Over 200 Gazans, both patients and caregivers, evacuated via Israel for medical care
WHO works with COGAT to transport Gazans to Ramon Airport near Eilat for treatment in UAE and Romania, in largest such operation in months
Israel and the World Health Organization said Wednesday that more than 200 Gazans, both patients and their caregivers, were evacuated to the United Arab Emirates and Romania on Wednesday for medical treatment.
In total, the group numbered 231 people, according to COGAT, the Israeli defense ministry body responsible for civil affairs coordination with the Palestinians.
“This is the largest number of patients and caregivers who have left through the Kerem Shalom crossing in recent months,” COGAT said in a statement.
The operation was carried out in cooperation with the UAE, the European Union and the WHO, it added.
The WHO said the “patients included those with autoimmune diseases, blood diseases, cancer, kidney conditions and trauma injuries.”
The patients were transferred from Gaza via the Kerem Shalom crossing into Israel, and then to Ramon Airport near Eilat in southern Israel.
In a joint operation with the UAE and EU, we facilitated the safe passage of 231 patients and caregivers from Gaza to receive medical treatment abroad today.
The 231 patients and caregivers left Gaza via the Kerem Shalom Crossing and the Ramon Airport to receive medical… pic.twitter.com/sNyvXQdOGV
— COGAT (@cogatonline) November 6, 2024
The WHO’s representative in the Palestinian territories, Rik Peeperkorn, had said Tuesday that those on the evacuation list were among up to 14,000 people currently waiting in Gaza to be evacuated for medical reasons, amid the ongoing war there between Israel and the Hamas terror group.

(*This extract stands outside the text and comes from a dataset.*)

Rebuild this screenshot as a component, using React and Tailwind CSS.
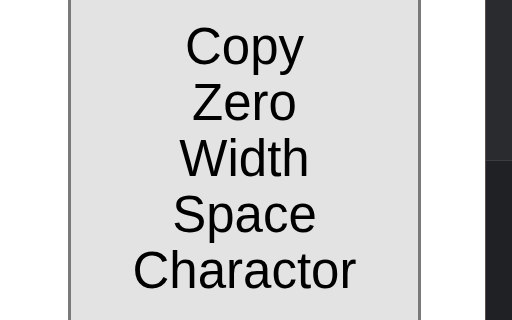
export default function App() {
  return (
    <div className="flex h-[320px] w-[512px] items-center overflow-hidden bg-white">
      <div className="w-[68px] shrink-0" />
      <button
        className="flex h-[360px] w-[353px] shrink-0 items-center justify-center border-[3px] border-[#7a7a7a] bg-[#e3e3e3] pb-[2px] text-center text-[51px] leading-[56px] text-black"
        style={{ fontFamily: '"Liberation Sans", Arial, sans-serif' }}
      >
        <span>
          Copy
          <br />
          Zero
          <br />
          Width
          <br />
          Space
          <br />
          Charactor
        </span>
      </button>
      <div className="flex-1 self-stretch" />
      <div className="flex w-[27px] shrink-0 flex-col self-stretch border-l border-[#5c4e4c]">
        <div className="h-[160px] bg-[#2a2b2f]" />
        <div className="h-px bg-[#3c3d40]" />
        <div className="flex-1 bg-[#202124]" />
      </div>
    </div>
  )
}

Peeperkorn said Tuesday that fewer than 5,000 people had been granted medical evacuations out of the territory since the war began last year, when Hamas attacked Israel on October 7, 2023.
In October, the High Court of Justice ordered the government to draw up a formal procedure for the evacuation of sick and injured Gazans.
The ruling followed a June petition by three human rights organizations, filed after Egypt shut down the Rafah Border Crossing for such evacuations when Israel took control of the crossing in May.
Before Egypt shut down the crossing, some 50 Gazan civilians had been evacuated for treatment daily, since the beginning of the war, according to the left-wing Physicians for Human Rights NGO in Israel.